The persona of the benevolent and moderate Dalai Lama is critical to the fortunes of every Tibetan emigre group.

With Tibetan activists now looking more like Steven Seagals than Mahatma Gandhis and the Dalai Lama threatening to resign, how to keep the West's goodwill is probably the topic of some anxious discussion at TPUM headquarters.

I wonder if Nancy Pelosi and Richard Gere will be as eager to go to bat for Tsewang Rigzin as they now do for the Dalai Lama.

In my previous post, I wrote:

If world opinion starts to regard direct action in Tibet as a Buddhist intifada led by confrontational hotheads, with monasteries and nunneries filling the role of extremist madrassahs, then the international opinion that stands between China and the most brutal public security and occupation measures may crumble and leave the Tibetan independence movement worse off than it is now.

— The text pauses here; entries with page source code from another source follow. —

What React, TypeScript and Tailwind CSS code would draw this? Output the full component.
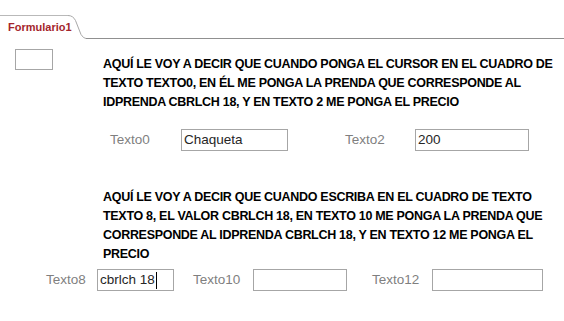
import React from 'react';

const FONT = { fontFamily: '"Liberation Sans", Arial, sans-serif' };

function Field({ value, cursor, className }: { value?: string; cursor?: boolean; className: string }) {
  return (
    <div className={`h-[22px] border border-[#a6a6a6] bg-white flex items-center pl-[2px] text-[13.5px] text-[#262626] ${className}`}>
      <span>{value}</span>
      {cursor && <span className="w-px h-[17px] bg-black ml-px" />}
    </div>
  );
}

export default function App() {
  return (
    <div className="w-[564px] h-[321px] bg-white overflow-hidden" style={FONT}>
      {/* tab strip */}
      <div className="flex h-[39px] pt-[15px]">
        <div className="w-[68px] border-t border-[#b9b9b9] flex items-center pl-[8px] pb-px text-[11px] font-bold text-[#a4262c]">
          Formulario1
        </div>
        <svg width="18" height="24" className="shrink-0" viewBox="0 0 18 24">
          <path d="M0 0.5 Q5 0.5 7.5 5.5 L13 19.5 Q15.5 23.5 18 23.5" fill="none" stroke="#a8a8a8" strokeWidth="1" />
        </svg>
        <div className="flex-1 border-b border-[#909090]" />
      </div>

      {/* first block */}
      <div className="flex items-start">
        <div className="ml-[15px] mt-[10px] w-[38px] h-[21px] border border-[#a6a6a6] shrink-0" />
        <p className="ml-[50px] mt-[16px] text-[12.5px] leading-[19px] font-bold tracking-[-0.3px] text-black whitespace-nowrap">
          AQUÍ LE VOY A DECIR QUE CUANDO PONGA EL CURSOR EN EL CUADRO DE
          <br />
          TEXTO TEXTO0, EN ÉL ME PONGA LA PRENDA QUE CORRESPONDE AL
          <br />
          IDPRENDA CBRLCH 18, Y EN TEXTO 2 ME PONGA EL PRECIO
        </p>
      </div>

      <div className="flex items-center mt-[17px] pl-[110px] text-[13.5px] text-[#7f7f7f]">
        <span className="w-[71px]">Texto0</span>
        <Field value="Chaqueta" className="w-[107px]" />
        <span className="ml-[57px] w-[70px]">Texto2</span>
        <Field value="200" className="w-[114px]" />
      </div>

      {/* second block */}
      <p className="ml-[103px] mt-[37px] text-[12.5px] leading-[19px] font-bold tracking-[-0.3px] text-black whitespace-nowrap">
        AQUÍ LE VOY A DECIR QUE CUANDO ESCRIBA EN EL CUADRO DE TEXTO
        <br />
        TEXTO 8, EL VALOR CBRLCH 18, EN TEXTO 10 ME PONGA LA PRENDA QUE
        <br />
        CORRESPONDE AL IDPRENDA CBRLCH 18, Y EN TEXTO 12 ME PONGA EL
        <br />
        PRECIO
      </p>

      <div className="flex items-center mt-[5px] pl-[46px] text-[13.5px] text-[#7f7f7f]">
        <span className="w-[51px]">Texto8</span>
        <Field value="cbrlch 18" cursor className="w-[77px]" />
        <span className="ml-[19px] w-[60px]">Texto10</span>
        <Field className="w-[94px]" />
        <span className="ml-[25px] w-[60px]">Texto12</span>
        <Field className="w-[111px]" />
      </div>
    </div>
  );
}
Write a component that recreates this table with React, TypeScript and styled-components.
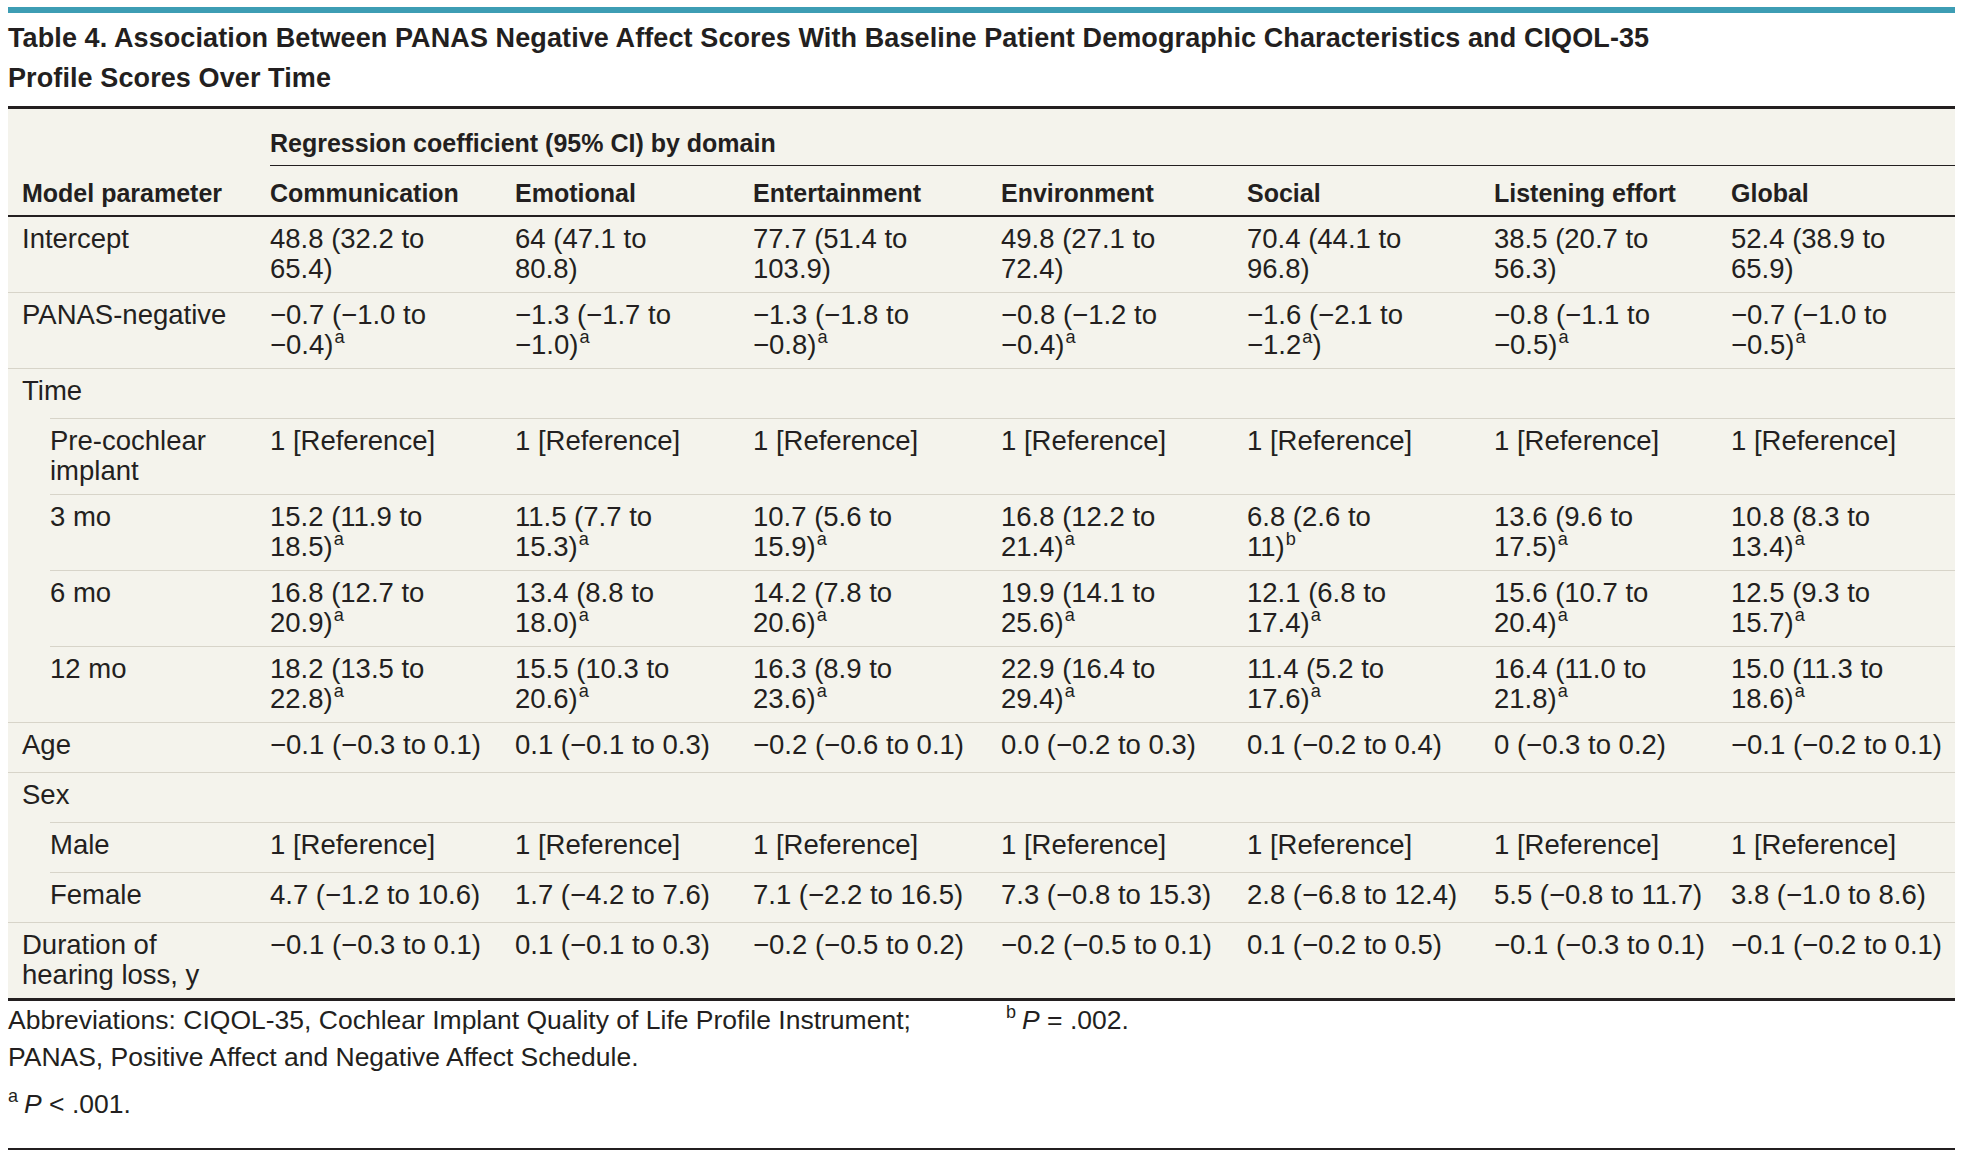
import React from "react";
import styled, { createGlobalStyle, css } from "styled-components";

const INK = "#231f20";
const RULE = "#d7d4c9";
const PAPER = "#f4f3ec";
const TEAL = "#3d9db4";

const GlobalStyle = createGlobalStyle`
  html, body { margin: 0; padding: 0; background: #ffffff; }
  body {
    font-family: "Liberation Sans", Arial, sans-serif;
    color: ${INK};
    -webkit-font-smoothing: antialiased;
  }
`;

const Page = styled.div`
  padding: 7px 8px 0;
`;

const TopBar = styled.div`
  height: 6px;
  background: ${TEAL};
`;

const Title = styled.h1`
  margin: 5px 0 8px;
  font-size: 27px;
  line-height: 40px;
  font-weight: 700;
  letter-spacing: 0.1px;
`;

const Table = styled.table`
  width: 100%;
  table-layout: fixed;
  border-collapse: separate;
  border-spacing: 0;
  background: ${PAPER};
  border-top: 3px solid ${INK};
  border-bottom: 3px solid ${INK};
`;

const HeadCell = styled.th<{ $label?: boolean; $span?: boolean }>`
  text-align: left;
  font-size: 25px;
  line-height: 30px;
  font-weight: 700;
  white-space: nowrap;
  padding: 12px 0 7px;
  vertical-align: bottom;
  border-bottom: 2px solid ${INK};
  ${(p) =>
    p.$label &&
    css`
      padding-left: 14px;
    `}
  ${(p) =>
    p.$span &&
    css`
      padding: 19px 0 7px;
      border-bottom: 1px solid ${INK};
    `}
`;

const Row = styled.tr`
  height: 50px;
`;

const Cell = styled.td<{ $first?: boolean }>`
  font-size: 27.5px;
  line-height: 30px;
  font-weight: 400;
  vertical-align: top;
  white-space: nowrap;
  padding: 7px 0 8px;
  border-top: 1px solid ${(p) => (p.$first ? "transparent" : RULE)};
  ${(p) =>
    p.$first &&
    css`
      border-top-width: 0;
    `}
`;

const LabelCell = styled(Cell)<{ $indent?: boolean }>`
  padding-left: ${(p) => (p.$indent ? "42px" : "14px")};
  ${(p) =>
    p.$indent &&
    !p.$first &&
    css`
      border-top-color: transparent;
      background: linear-gradient(${RULE}, ${RULE}) no-repeat 42px 0 / calc(100% - 42px) 1px;
      background-origin: border-box;
    `}
`;

const Line = styled.span`
  display: block;
`;

const Sup = styled.sup`
  font-size: 0.66em;
  line-height: 0;
  vertical-align: 0.62em;
  margin-left: 1px;
`;

const Notes = styled.div`
  display: grid;
  grid-template-columns: 958px 1fr;
  column-gap: 40px;
  margin-top: 1px;
`;

const NoteColumn = styled.div`
  display: flex;
  flex-direction: column;
  gap: 10px;
`;

const Note = styled.p`
  margin: 0;
  font-size: 26.5px;
  line-height: 37px;
`;

const NoteSup = styled.sup`
  font-size: 0.68em;
  line-height: 0;
  vertical-align: 0.6em;
  margin-right: 6px;
`;

const Ital = styled.i`
  font-style: italic;
`;

const EndRule = styled.div`
  height: 2px;
  background: ${INK};
  margin-top: 25px;
`;

const COLS = [262, 245, 238, 248, 246, 247, 237, 224];

const HEADERS = [
  "Communication",
  "Emotional",
  "Entertainment",
  "Environment",
  "Social",
  "Listening effort",
  "Global",
];

type RowData = { label: string; indent?: boolean; values?: string[] };

const REF = "1 [Reference]";

const ROWS: RowData[] = [
  {
    label: "Intercept",
    values: [
      "48.8 (32.2 to|65.4)",
      "64 (47.1 to|80.8)",
      "77.7 (51.4 to|103.9)",
      "49.8 (27.1 to|72.4)",
      "70.4 (44.1 to|96.8)",
      "38.5 (20.7 to|56.3)",
      "52.4 (38.9 to|65.9)",
    ],
  },
  {
    label: "PANAS-negative",
    values: [
      "−0.7 (−1.0 to|−0.4)^a",
      "−1.3 (−1.7 to|−1.0)^a",
      "−1.3 (−1.8 to|−0.8)^a",
      "−0.8 (−1.2 to|−0.4)^a",
      "−1.6 (−2.1 to|−1.2^a)",
      "−0.8 (−1.1 to|−0.5)^a",
      "−0.7 (−1.0 to|−0.5)^a",
    ],
  },
  { label: "Time" },
  {
    label: "Pre-cochlear|implant",
    indent: true,
    values: [REF, REF, REF, REF, REF, REF, REF],
  },
  {
    label: "3 mo",
    indent: true,
    values: [
      "15.2 (11.9 to|18.5)^a",
      "11.5 (7.7 to|15.3)^a",
      "10.7 (5.6 to|15.9)^a",
      "16.8 (12.2 to|21.4)^a",
      "6.8 (2.6 to|11)^b",
      "13.6 (9.6 to|17.5)^a",
      "10.8 (8.3 to|13.4)^a",
    ],
  },
  {
    label: "6 mo",
    indent: true,
    values: [
      "16.8 (12.7 to|20.9)^a",
      "13.4 (8.8 to|18.0)^a",
      "14.2 (7.8 to|20.6)^a",
      "19.9 (14.1 to|25.6)^a",
      "12.1 (6.8 to|17.4)^a",
      "15.6 (10.7 to|20.4)^a",
      "12.5 (9.3 to|15.7)^a",
    ],
  },
  {
    label: "12 mo",
    indent: true,
    values: [
      "18.2 (13.5 to|22.8)^a",
      "15.5 (10.3 to|20.6)^a",
      "16.3 (8.9 to|23.6)^a",
      "22.9 (16.4 to|29.4)^a",
      "11.4 (5.2 to|17.6)^a",
      "16.4 (11.0 to|21.8)^a",
      "15.0 (11.3 to|18.6)^a",
    ],
  },
  {
    label: "Age",
    values: [
      "−0.1 (−0.3 to 0.1)",
      "0.1 (−0.1 to 0.3)",
      "−0.2 (−0.6 to 0.1)",
      "0.0 (−0.2 to 0.3)",
      "0.1 (−0.2 to 0.4)",
      "0 (−0.3 to 0.2)",
      "−0.1 (−0.2 to 0.1)",
    ],
  },
  { label: "Sex" },
  {
    label: "Male",
    indent: true,
    values: [REF, REF, REF, REF, REF, REF, REF],
  },
  {
    label: "Female",
    indent: true,
    values: [
      "4.7 (−1.2 to 10.6)",
      "1.7 (−4.2 to 7.6)",
      "7.1 (−2.2 to 16.5)",
      "7.3 (−0.8 to 15.3)",
      "2.8 (−6.8 to 12.4)",
      "5.5 (−0.8 to 11.7)",
      "3.8 (−1.0 to 8.6)",
    ],
  },
  {
    label: "Duration of|hearing loss, y",
    values: [
      "−0.1 (−0.3 to 0.1)",
      "0.1 (−0.1 to 0.3)",
      "−0.2 (−0.5 to 0.2)",
      "−0.2 (−0.5 to 0.1)",
      "0.1 (−0.2 to 0.5)",
      "−0.1 (−0.3 to 0.1)",
      "−0.1 (−0.2 to 0.1)",
    ],
  },
];

function renderLine(text: string) {
  const parts = text.split(/\^([ab])/);
  return parts.map((p, i) =>
    i % 2 === 1 ? <Sup key={i}>{p}</Sup> : <React.Fragment key={i}>{p}</React.Fragment>
  );
}

function CellLines({ text }: { text: string }) {
  return (
    <>
      {text.split("|").map((line, i) => (
        <Line key={i}>{renderLine(line)}</Line>
      ))}
    </>
  );
}

export default function App() {
  return (
    <>
      <GlobalStyle />
      <Page>
        <TopBar />
        <Title>
          Table 4. Association Between PANAS Negative Affect Scores With Baseline Patient Demographic Characteristics and CIQOL-35
          <br />
          Profile Scores Over Time
        </Title>
        <Table>
          <colgroup>
            {COLS.map((w, i) => (
              <col key={i} style={{ width: w }} />
            ))}
          </colgroup>
          <thead>
            <tr>
              <HeadCell $label rowSpan={2}>
                Model parameter
              </HeadCell>
              <HeadCell $span colSpan={7}>
                Regression coefficient (95% CI) by domain
              </HeadCell>
            </tr>
            <tr>
              {HEADERS.map((h) => (
                <HeadCell key={h}>{h}</HeadCell>
              ))}
            </tr>
          </thead>
          <tbody>
            {ROWS.map((row, ri) => (
              <Row key={row.label}>
                <LabelCell $first={ri === 0} $indent={row.indent}>
                  <CellLines text={row.label} />
                </LabelCell>
                {row.values
                  ? row.values.map((v, ci) => (
                      <Cell key={ci} $first={ri === 0}>
                        <CellLines text={v} />
                      </Cell>
                    ))
                  : HEADERS.map((h) => <Cell key={h} $first={ri === 0} />)}
              </Row>
            ))}
          </tbody>
        </Table>
        <Notes>
          <NoteColumn>
            <Note>
              Abbreviations: CIQOL-35, Cochlear Implant Quality of Life Profile Instrument; PANAS, Positive Affect and
              Negative Affect Schedule.
            </Note>
            <Note>
              <NoteSup>a</NoteSup>
              <Ital>P</Ital> &lt; .001.
            </Note>
          </NoteColumn>
          <NoteColumn>
            <Note>
              <NoteSup>b</NoteSup>
              <Ital>P</Ital> = .002.
            </Note>
          </NoteColumn>
        </Notes>
        <EndRule />
      </Page>
    </>
  );
}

Well, straight from China Matters’ lips to Barbara Demick’s ear.

In the print edition of the March 18 LA Times, “Years of Grievance Erupt into Outrage”, Demick writes:

The...Dalai Lama is revered as a god-kind by Tibetans, and insults toward him elicit a visceral response—not unlike the violent response of some Muslims to perceived slights against Muhammad.

Heckuva job, Tsewang.



As a footnote to this post, I’d like to thank Helena Cobham for taking on the job of analogy cop by gently but firmly by pointing out that my equation of the Intifada in Gaza and unrest in Tibet in my previous post is only useful as a discussion of tactics. The overall situations, legally, demographically, and in terms of acknowledged international standing differ markedly in the two instances.

Somewhat more bombastically, Bernard at Moon Over Alabama questioned some of my assertions and observations. I think he’s off base in his criticisms, but he did perform the valuable service of documenting the degree to which the NGOs that make up the TPUM have been playing footsie with the neocons in the US government and taking democracy promotion money.

Now that the protective aura of unity and moderation with which the Dalai Lama was able to envelop the Tibetan emigres for so many years is being slowly stripped away, a more critical and investigatory approach toward the Tibetan independence movement may be forthcoming in the international media.